» **WHAT NEEDS TO BE DONE**
Print exactly the lines from the first one down to the line that contains "let portInput;", both included, and skip the pictures.

» **COLLECTED DATA**
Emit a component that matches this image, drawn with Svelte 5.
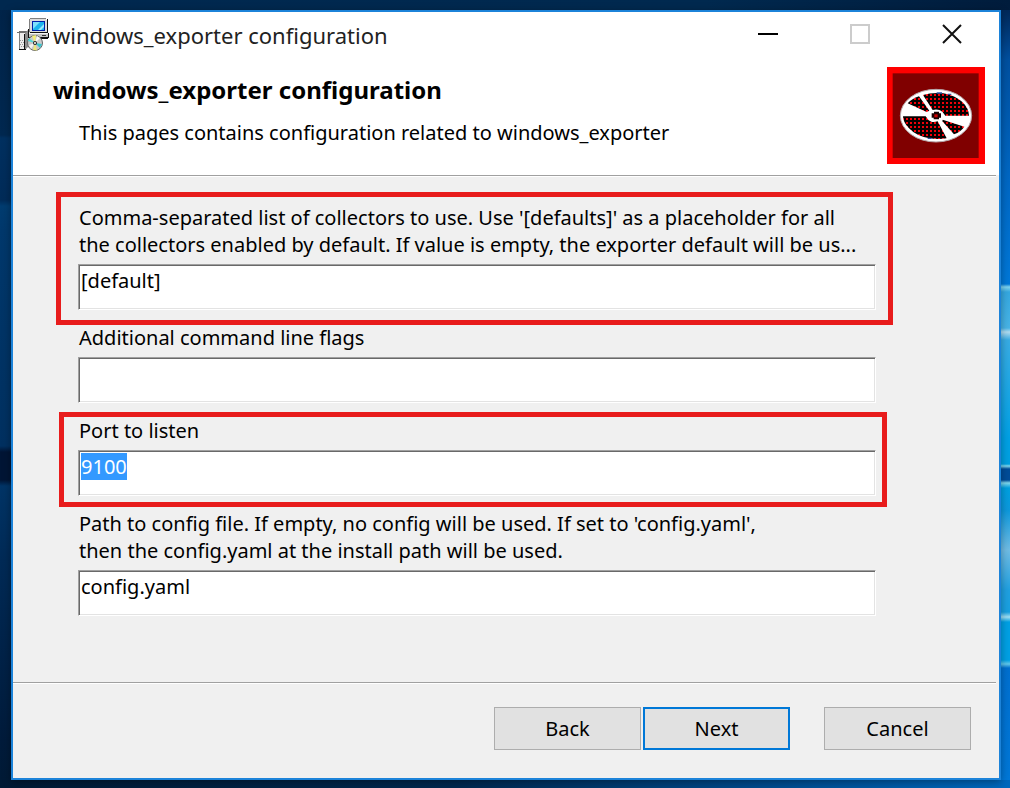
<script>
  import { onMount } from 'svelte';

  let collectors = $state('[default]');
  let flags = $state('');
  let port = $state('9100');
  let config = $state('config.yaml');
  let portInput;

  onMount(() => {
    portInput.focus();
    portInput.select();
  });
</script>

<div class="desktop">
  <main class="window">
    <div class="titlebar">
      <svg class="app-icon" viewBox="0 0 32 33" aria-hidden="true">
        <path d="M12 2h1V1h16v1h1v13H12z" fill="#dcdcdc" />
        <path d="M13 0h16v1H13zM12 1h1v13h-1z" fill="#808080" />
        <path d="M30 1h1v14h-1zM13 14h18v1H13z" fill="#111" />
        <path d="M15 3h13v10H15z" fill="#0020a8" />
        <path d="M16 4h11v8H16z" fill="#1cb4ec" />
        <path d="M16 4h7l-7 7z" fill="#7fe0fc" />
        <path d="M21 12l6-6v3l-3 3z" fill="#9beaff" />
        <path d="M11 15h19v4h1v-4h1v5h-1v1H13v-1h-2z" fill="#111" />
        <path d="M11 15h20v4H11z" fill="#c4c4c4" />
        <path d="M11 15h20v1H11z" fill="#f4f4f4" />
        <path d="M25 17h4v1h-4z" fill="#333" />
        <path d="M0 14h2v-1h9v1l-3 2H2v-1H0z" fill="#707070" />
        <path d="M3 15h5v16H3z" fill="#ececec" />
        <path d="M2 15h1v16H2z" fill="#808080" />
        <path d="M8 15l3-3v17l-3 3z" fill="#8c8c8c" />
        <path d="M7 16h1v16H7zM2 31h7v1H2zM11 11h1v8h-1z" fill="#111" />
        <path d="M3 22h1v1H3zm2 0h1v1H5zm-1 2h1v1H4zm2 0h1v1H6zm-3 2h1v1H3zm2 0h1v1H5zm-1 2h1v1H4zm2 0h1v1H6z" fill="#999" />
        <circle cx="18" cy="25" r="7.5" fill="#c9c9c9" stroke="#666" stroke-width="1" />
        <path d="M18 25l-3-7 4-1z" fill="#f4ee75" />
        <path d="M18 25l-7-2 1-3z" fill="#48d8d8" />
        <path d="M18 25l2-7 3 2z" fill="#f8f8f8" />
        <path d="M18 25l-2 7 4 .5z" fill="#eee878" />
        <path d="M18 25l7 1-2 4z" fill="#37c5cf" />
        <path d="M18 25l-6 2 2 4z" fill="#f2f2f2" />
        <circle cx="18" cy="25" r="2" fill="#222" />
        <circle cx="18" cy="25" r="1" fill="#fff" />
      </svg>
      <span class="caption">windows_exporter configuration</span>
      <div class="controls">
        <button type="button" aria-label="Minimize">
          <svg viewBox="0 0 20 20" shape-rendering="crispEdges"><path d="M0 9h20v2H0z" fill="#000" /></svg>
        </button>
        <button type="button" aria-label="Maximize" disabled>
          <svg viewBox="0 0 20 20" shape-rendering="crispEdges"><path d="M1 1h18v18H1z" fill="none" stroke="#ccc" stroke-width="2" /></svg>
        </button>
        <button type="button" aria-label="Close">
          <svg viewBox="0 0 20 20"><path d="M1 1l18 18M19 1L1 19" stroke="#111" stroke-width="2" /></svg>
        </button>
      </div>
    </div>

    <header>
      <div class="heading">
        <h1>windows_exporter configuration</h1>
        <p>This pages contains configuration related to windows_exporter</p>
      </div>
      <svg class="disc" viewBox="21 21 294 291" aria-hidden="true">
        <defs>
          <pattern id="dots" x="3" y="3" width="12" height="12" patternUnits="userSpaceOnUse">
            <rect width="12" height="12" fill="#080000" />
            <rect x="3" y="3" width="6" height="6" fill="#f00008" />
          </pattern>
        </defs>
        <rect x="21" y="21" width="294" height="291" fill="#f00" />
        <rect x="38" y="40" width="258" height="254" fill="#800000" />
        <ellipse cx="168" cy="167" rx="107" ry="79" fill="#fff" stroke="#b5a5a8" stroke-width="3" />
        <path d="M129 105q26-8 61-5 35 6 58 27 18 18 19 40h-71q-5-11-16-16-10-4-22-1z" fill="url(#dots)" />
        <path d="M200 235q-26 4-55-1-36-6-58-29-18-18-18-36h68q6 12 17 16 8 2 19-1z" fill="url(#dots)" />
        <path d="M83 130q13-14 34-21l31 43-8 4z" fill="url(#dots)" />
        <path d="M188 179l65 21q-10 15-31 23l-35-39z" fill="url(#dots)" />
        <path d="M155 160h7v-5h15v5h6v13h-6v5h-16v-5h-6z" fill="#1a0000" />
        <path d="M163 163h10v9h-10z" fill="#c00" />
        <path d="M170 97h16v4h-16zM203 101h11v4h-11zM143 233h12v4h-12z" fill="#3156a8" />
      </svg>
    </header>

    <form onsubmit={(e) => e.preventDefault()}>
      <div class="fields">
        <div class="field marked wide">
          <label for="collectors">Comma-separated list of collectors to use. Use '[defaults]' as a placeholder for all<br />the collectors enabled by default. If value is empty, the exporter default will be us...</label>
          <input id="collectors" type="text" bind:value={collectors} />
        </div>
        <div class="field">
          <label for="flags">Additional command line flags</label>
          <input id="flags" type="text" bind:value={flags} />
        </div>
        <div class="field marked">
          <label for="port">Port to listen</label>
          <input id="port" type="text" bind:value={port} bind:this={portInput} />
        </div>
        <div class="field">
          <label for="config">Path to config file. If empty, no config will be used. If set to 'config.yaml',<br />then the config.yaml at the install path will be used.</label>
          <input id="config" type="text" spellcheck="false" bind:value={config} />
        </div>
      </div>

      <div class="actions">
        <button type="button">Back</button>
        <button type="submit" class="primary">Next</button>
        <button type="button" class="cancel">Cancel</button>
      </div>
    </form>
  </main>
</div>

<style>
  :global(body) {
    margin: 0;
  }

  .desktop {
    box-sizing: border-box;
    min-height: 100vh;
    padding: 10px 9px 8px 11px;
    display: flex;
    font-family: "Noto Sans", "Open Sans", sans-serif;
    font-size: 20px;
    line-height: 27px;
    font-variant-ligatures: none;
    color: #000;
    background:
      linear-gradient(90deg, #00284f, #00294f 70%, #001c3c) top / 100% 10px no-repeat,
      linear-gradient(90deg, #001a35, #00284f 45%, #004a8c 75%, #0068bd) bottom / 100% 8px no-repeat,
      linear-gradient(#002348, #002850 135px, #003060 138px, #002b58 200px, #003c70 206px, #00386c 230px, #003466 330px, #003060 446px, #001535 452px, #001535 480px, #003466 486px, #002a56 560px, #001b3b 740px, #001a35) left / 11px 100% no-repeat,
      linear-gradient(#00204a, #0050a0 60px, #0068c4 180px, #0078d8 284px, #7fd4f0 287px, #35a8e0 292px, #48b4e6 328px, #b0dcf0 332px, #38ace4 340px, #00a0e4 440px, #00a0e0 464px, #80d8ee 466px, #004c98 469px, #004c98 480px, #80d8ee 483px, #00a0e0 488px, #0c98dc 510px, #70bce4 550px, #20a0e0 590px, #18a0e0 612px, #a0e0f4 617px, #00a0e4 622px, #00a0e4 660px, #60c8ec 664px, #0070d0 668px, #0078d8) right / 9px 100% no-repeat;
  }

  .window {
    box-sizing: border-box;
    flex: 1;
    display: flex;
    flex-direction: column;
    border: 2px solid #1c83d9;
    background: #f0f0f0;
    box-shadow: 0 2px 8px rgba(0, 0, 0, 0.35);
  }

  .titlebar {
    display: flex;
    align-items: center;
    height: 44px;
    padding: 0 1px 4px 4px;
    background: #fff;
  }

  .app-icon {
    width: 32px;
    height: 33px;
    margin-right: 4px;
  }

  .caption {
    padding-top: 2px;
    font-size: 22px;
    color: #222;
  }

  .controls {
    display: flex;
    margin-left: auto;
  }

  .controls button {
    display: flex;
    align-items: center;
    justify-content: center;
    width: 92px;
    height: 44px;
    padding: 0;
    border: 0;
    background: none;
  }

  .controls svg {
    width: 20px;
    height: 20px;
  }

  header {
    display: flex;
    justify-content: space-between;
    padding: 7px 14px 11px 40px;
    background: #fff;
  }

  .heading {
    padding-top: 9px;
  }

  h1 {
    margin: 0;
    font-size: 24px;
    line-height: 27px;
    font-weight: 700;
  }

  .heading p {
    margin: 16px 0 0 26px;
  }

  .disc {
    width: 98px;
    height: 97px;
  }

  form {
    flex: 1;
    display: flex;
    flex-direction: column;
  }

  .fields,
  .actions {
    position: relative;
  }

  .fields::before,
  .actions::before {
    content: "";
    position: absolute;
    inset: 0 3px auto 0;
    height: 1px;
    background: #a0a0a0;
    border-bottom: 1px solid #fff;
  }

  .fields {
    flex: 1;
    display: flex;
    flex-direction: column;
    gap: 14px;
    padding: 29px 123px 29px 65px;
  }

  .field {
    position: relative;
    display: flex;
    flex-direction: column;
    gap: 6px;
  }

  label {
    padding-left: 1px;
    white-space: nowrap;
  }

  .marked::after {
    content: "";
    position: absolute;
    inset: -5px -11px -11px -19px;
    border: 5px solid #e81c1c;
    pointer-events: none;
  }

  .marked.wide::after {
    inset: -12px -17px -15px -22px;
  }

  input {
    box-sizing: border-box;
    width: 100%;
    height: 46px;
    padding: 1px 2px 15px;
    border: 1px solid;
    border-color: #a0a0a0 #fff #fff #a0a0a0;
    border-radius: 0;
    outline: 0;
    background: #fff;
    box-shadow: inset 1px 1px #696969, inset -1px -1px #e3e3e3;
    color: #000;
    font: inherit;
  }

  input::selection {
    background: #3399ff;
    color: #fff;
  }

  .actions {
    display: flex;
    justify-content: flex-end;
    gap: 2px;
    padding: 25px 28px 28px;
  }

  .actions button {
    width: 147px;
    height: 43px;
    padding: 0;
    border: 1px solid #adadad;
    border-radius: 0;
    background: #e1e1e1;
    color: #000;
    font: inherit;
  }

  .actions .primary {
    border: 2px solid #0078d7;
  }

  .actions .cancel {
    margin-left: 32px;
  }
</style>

» **EXPECTED ANSWER**
Emit a component that matches this image, drawn with Svelte 5.
<script>
  import { onMount } from 'svelte';

  let collectors = $state('[default]');
  let flags = $state('');
  let port = $state('9100');
  let config = $state('config.yaml');
  let portInput;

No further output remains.